Biography
Apart from demolishing her mother’s violin with Pete Townshend-like vehemence at age three, Gretchen’s passion for all things guitar didn't fully surface until her early teenage years. It was under the tutelage of classical guitarist Phillip DeFremery, a student of Andrés Segovia, that Gretchen began her path on the instrument. Her father, noted writer and former editor-in-chief of Guitar Player magazine, Don Menn, was quick to point her in the direction of the greats as soon as she expressed interest in guitar.
While earning a degree in music at Smith College, Gretchen’s adventurous approach to her education would foreshadow her approach to the guitar. She convinced a professor to allow her to launch a special studies project on the intricate and unclassifiable music of Frank Zappa. Her analyses of “The Sheik Yerbouti Tango” and “The Girl in the Magnesium Dress” showed a love for epic, melodic, genre-shattering rock and roll composition that would manifest later in her original instrumentals.
After college, Gretchen began heavily incorporating her love of rock guitar into her daily regime, the only hitch being that the music of her rock gods, Steve Morse, Eric Johnson, and Frank Zappa, wasn’t exactly Guitar 101. (Luckily, Gretchen has always relished challenges, and the more daring the guitarist, the more likely it is she has set out to reverse engineer some of the magic.) She also began considering her career path, and how she might prevent a situation she sought to avoid: tainting her love of music with the necessity of paying rent.
The solution? She went directly from college to flight school, and two years later was flying regional jets for the airlines. Yet Gretchen was never without her guitar.
After a year in the jet, with the life of an airline pilot being more than a little incompatible with a career in music, Gretchen relinquished her position with the airlines, knowing that there was a pilot out there somewhere who would appreciate the opportunity. She decided to take a more direct approach to realizing her musical dreams.
Playing with tireless passion and constantly seeking out new challenges, Gretchen’s projects have spanned the genres of jazz, funk, rock, progressive, and metal. Sketch was a band of youngsters playing jazz and funk. She donned a schoolboy uniform to step into the role of "Agnes Young" in the popular AC/DC tribute band, AC/DShe. There she met and formed a creative alliance with the amazing and heavy-handed drummer, Clementine. Ever thirsty for new adventures, she happily jumped onboard Clementine’s brainchild, Zepparella. Gretchen toured America on the final tour of the metal band, Bottom. The House of More was a dive into original music with the members of Zepparella. Gretchen collaborated with Clementine as Clem stepped out from behind the drums to front her solo project, Francis Bakin. In 2007, Gretchen formed Sticks and Stones, the high-energy, instrumental “bassless power trio” with guitarist Mickael Tremel and drummer Sam Adato. And her latest endeavor, Lapdance Armageddon, is an aggressive, unconventional, genre-bending acoustic duo, featuring her alongside Jude Gold, Guitar Player Magazine Los Angeles editor and GIT Director.
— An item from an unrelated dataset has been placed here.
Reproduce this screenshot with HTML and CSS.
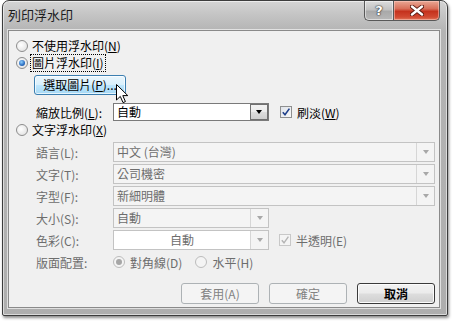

On influences, Gretchen has never tired of her initial inspirations—Eric Johnson, Steve Morse, and Frank Zappa—all of whom simultaneously delight and terrify her. Her circle of favorite artists has grown to include the Mahavishnu Orchestra, Adrian Belew, Django Reinhardt, Louis Armstrong, Deep Purple, Van Halen, and B.B. King, to name just a few. She jokes that she loves Jeff Beck so much, she considered taking out a restraining order against herself on his behalf. Baroque, classical, romantic, and 20th Century music will also forever inform Gretchen’s musicality, most notably Stravinsky, Beethoven, and Mozart.
Most recently, Gretchen was thrilled to be opening for Steve Morse, Adrian Belew and other of her heroes with her newest project, Lapdance Armageddon.